Fox, M.; Hebbard, G.; Brasseur, J.; Schwizer, W.
April 2003
Gut;Apr2003 Supplement 1, Vol. 52, pA42
Academic Journal
Background: Conventional manometry CM) with 5-8 oesophageal pressure channels and a lower oesophageal sphincter LOS) sleeve sensor is limited by poor resolution. HRM techniques with 21-32 pressure channels may increase diagnostic accuracy. Aim: To analyse quantitatively whether HRM improves the assessment of motility compared to CM, and to determine qualitatively the situations in which HRM provides clinically important information not obtained by conventional investigation including CM. Method: Control subjects and patients with dysphagia underwent HRM. 95 records were reviewed independently by two blinded physicians using both limited CM (pull-through plus 6 recording sites) and HRM analysis (all 32 sites).
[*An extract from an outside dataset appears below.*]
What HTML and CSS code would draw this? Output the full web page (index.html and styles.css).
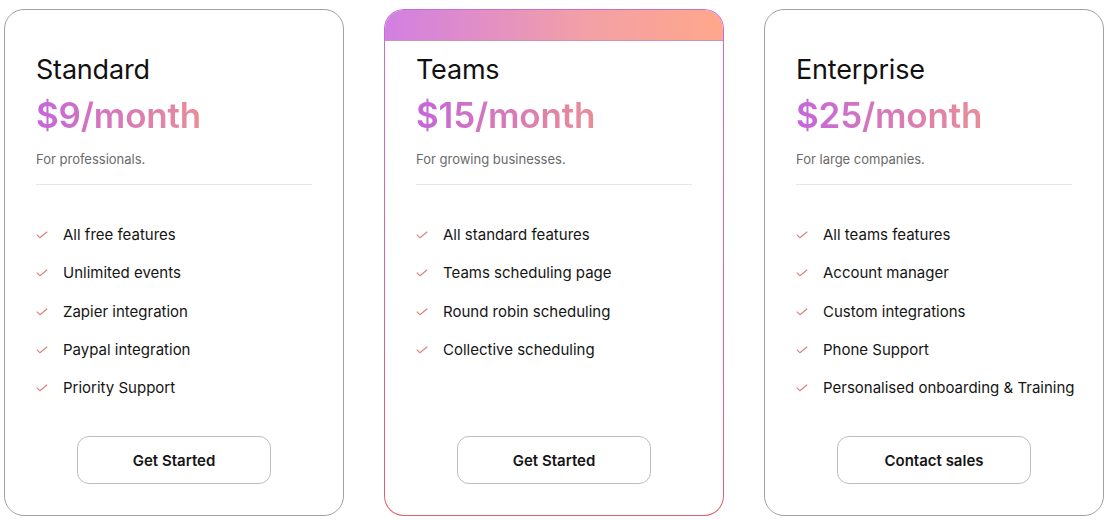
FILE: index.html
```html
<!DOCTYPE html>
<html>
<head>
<meta charset="utf-8">
<link rel="stylesheet" href="styles.css">
</head>
<body>
<div class="plans">
  <div class="card">
    <h2 class="title">Standard</h2>
    <div class="price">$9/month</div>
    <p class="sub">For professionals.</p>
    <hr class="divider">
    <ul class="features">
      <li><svg class="check" viewBox="0 0 12 8"><polyline points="0.8,3.6 4,6.8 11.2,0.8"/></svg>All free features</li>
      <li><svg class="check" viewBox="0 0 12 8"><polyline points="0.8,3.6 4,6.8 11.2,0.8"/></svg>Unlimited events</li>
      <li><svg class="check" viewBox="0 0 12 8"><polyline points="0.8,3.6 4,6.8 11.2,0.8"/></svg>Zapier integration</li>
      <li><svg class="check" viewBox="0 0 12 8"><polyline points="0.8,3.6 4,6.8 11.2,0.8"/></svg>Paypal integration</li>
      <li><svg class="check" viewBox="0 0 12 8"><polyline points="0.8,3.6 4,6.8 11.2,0.8"/></svg>Priority Support</li>
    </ul>
    <button class="btn">Get Started</button>
  </div>
  <div class="card featured">
    <div class="bar"></div>
    <h2 class="title">Teams</h2>
    <div class="price">$15/month</div>
    <p class="sub">For growing businesses.</p>
    <hr class="divider">
    <ul class="features">
      <li><svg class="check" viewBox="0 0 12 8"><polyline points="0.8,3.6 4,6.8 11.2,0.8"/></svg>All standard features</li>
      <li><svg class="check" viewBox="0 0 12 8"><polyline points="0.8,3.6 4,6.8 11.2,0.8"/></svg>Teams scheduling page</li>
      <li><svg class="check" viewBox="0 0 12 8"><polyline points="0.8,3.6 4,6.8 11.2,0.8"/></svg>Round robin scheduling</li>
      <li><svg class="check" viewBox="0 0 12 8"><polyline points="0.8,3.6 4,6.8 11.2,0.8"/></svg>Collective scheduling</li>
    </ul>
    <button class="btn">Get Started</button>
  </div>
  <div class="card">
    <h2 class="title">Enterprise</h2>
    <div class="price">$25/month</div>
    <p class="sub">For large companies.</p>
    <hr class="divider">
    <ul class="features">
      <li><svg class="check" viewBox="0 0 12 8"><polyline points="0.8,3.6 4,6.8 11.2,0.8"/></svg>All teams features</li>
      <li><svg class="check" viewBox="0 0 12 8"><polyline points="0.8,3.6 4,6.8 11.2,0.8"/></svg>Account manager</li>
      <li><svg class="check" viewBox="0 0 12 8"><polyline points="0.8,3.6 4,6.8 11.2,0.8"/></svg>Custom integrations</li>
      <li><svg class="check" viewBox="0 0 12 8"><polyline points="0.8,3.6 4,6.8 11.2,0.8"/></svg>Phone Support</li>
      <li><svg class="check" viewBox="0 0 12 8"><polyline points="0.8,3.6 4,6.8 11.2,0.8"/></svg>Personalised onboarding &amp; Training</li>
    </ul>
    <button class="btn">Contact sales</button>
  </div>
</div>
</body>
</html>
```

FILE: styles.css
```css
* { box-sizing: border-box; }
html, body { margin: 0; padding: 0; background: #fff; }
body {
  font-family: Inter, "Noto Sans", sans-serif;
  color: #111;
}
.plans {
  display: flex;
  gap: 40px;
  padding: 9px 4px 4px;
  align-items: stretch;
}
.card {
  position: relative;
  width: 340px;
  flex: 0 0 340px;
  height: 507px;
  border: 1.5px solid #a0a0a6;
  border-radius: 20px;
  padding: 42px 31px 31px;
  display: flex;
  flex-direction: column;
  background: #fff;
  overflow: hidden;
}
.featured {
  border: 1.5px solid transparent;
  background:
    linear-gradient(#fff, #fff) padding-box,
    linear-gradient(to bottom, #c66ed8, #e0606a) border-box;
}
.bar {
  position: absolute;
  left: 0; right: 0; top: 0;
  height: 31px;
  background: linear-gradient(to right, #d17fe2, #f3a0a6 60%, #ffa78a);
  border-bottom: 1px solid #d88fb0;
}
.title {
  margin: 0;
  font-size: 27px;
  font-weight: 400;
  line-height: 36px;
  letter-spacing: -0.2px;
}
.price {
  align-self: flex-start;
  margin-top: 6px;
  font-size: 35px;
  font-weight: 600;
  line-height: 42px;
  letter-spacing: -0.2px;
  background: linear-gradient(to right, #c466d9, #ea8d97);
  -webkit-background-clip: text;
  background-clip: text;
  color: transparent;
}
.sub {
  margin: 14px 0 0;
  font-size: 13px;
  line-height: 18px;
  color: #6a6a6a;
}
.divider {
  margin: 16px 0 0;
  border: 0;
  border-top: 1px solid #e6e6e6;
}
.features {
  list-style: none;
  margin: 40px 0 0;
  padding: 0;
  display: flex;
  flex-direction: column;
  gap: 18.3px;
}
.features li {
  display: flex;
  align-items: center;
  font-size: 15px;
  line-height: 20px;
  color: #151515;
  white-space: nowrap;
}
.check {
  width: 12px;
  height: 8px;
  margin-right: 15px;
  flex: 0 0 12px;
  fill: none;
  stroke: #d8807b;
  stroke-width: 1.2;
}
.btn {
  margin-top: auto;
  align-self: center;
  width: 194px;
  height: 48px;
  border: 1px solid #bdbdbd;
  border-radius: 12px;
  background: #fff;
  font-family: inherit;
  font-size: 15px;
  font-weight: 600;
  color: #151515;
}
```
Further HRM records from dysphagic patients with non-diagnostic endoscopy and radiology were compared to the limited CM analysis to identify the additional information leading to positive diagnosis provided by HRM. Findings: Receiver-operating curve (ROC) analysis revealed for HRM at a sensitivity level of 90% a specificity of 100%, whereas for CMa specificity of 89% was associated with a sensitivity of 70%. Qualitative analysis demonstrated that HRM provided positive diagnoses in cases where conventional tests including CM were nondiagnostic. Advantages included: (i) detection of Iocalised disturbances of peristalsis (eg sub-mucosal leiomyoma); (ii) ability to locate and follow LOS movement during esophageal spasm without loss of detail (eg vigorous achalasia with pseudo-relaxation); and (iii) detailed analyses of LOS pressure topography (eg dysfunction post-fundoplication). Conclusion: HRM is more accurate than CM and identifies clinically important peristaltic and LOS dysfunction not detected by conventional investigations including CM.